De même, ces conversations donnent l’impression qu’au Japon, il existe de véritables opportunités de se construire une vie et d’explorer librement son identité simplement en fonction de ses intérêts, de son talent et de son travail acharné. Les expatriés ne doivent pas constamment lutter contre les barrières institutionnelles qui entravent l’avancement des Noirs. Ils ne sont pas non plus sous la suspicion d’un « regard blanc » qui fonctionne comme un système de surveillance invisible pour la police et limite l’expression des Noirs.

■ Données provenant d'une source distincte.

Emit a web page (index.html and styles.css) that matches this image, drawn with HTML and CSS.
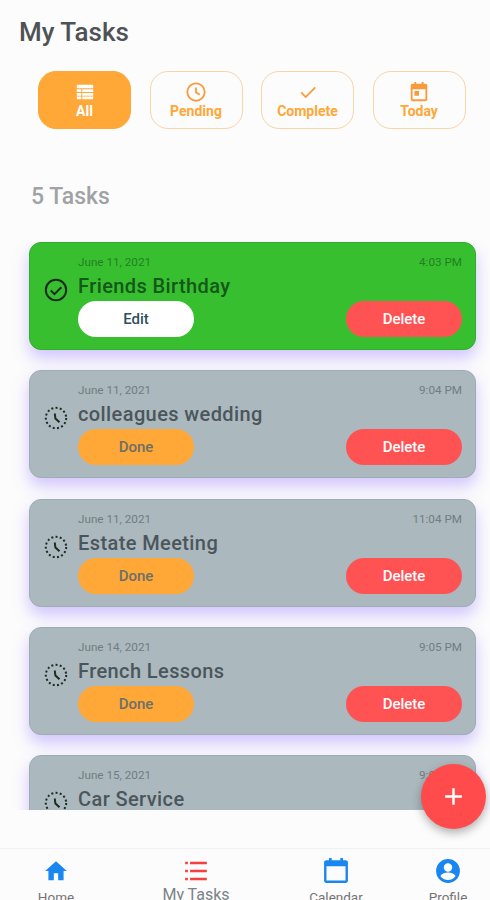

Les femmes noires ne sont pas réduites au silence sur la base du stéréotype de la « femme noire en colère », mais sont inspirées à trouver leur voix en créant des plateformes et des communautés pour raconter leurs histoires. Le Japon permet l’autonomisation des individus, parce que ce pays peut fournir un espace sûr pour respirer. Et ce sentiment se propage à un niveau beaucoup plus large, comme l’a démontré l’émergence de médias destinés aux black millenials où les histoires d’Afro-Américains déménageant pour échapper au racisme gagnent rapidement en popularité.

Il est désormais courant d’avoir des visages blancs dans les médias, dans les publicités, en prenant des rôles de professeurs ou de touristes. Par conséquent, surtout dans les grandes villes, les individus blancs peuvent se sentir comme des « étrangers familiers » pour les locaux.

Sans aucun doute, les noirs au Japon se distinguent du reste de la population.Les Afro-descendants sont encore rares et peuvent attirer à la fois curiosité et confusion. Pourtant, les Noirs ne sont généralement considérés que comme un « autre type d’étranger ». Ils sont regroupés dans la plus grande méta-catégorie de gaikokujin (« étranger »), qui est principalement appliquée aux non-Japonais visiblement différents d’apparence. Ce fait peut ironiquement niveler.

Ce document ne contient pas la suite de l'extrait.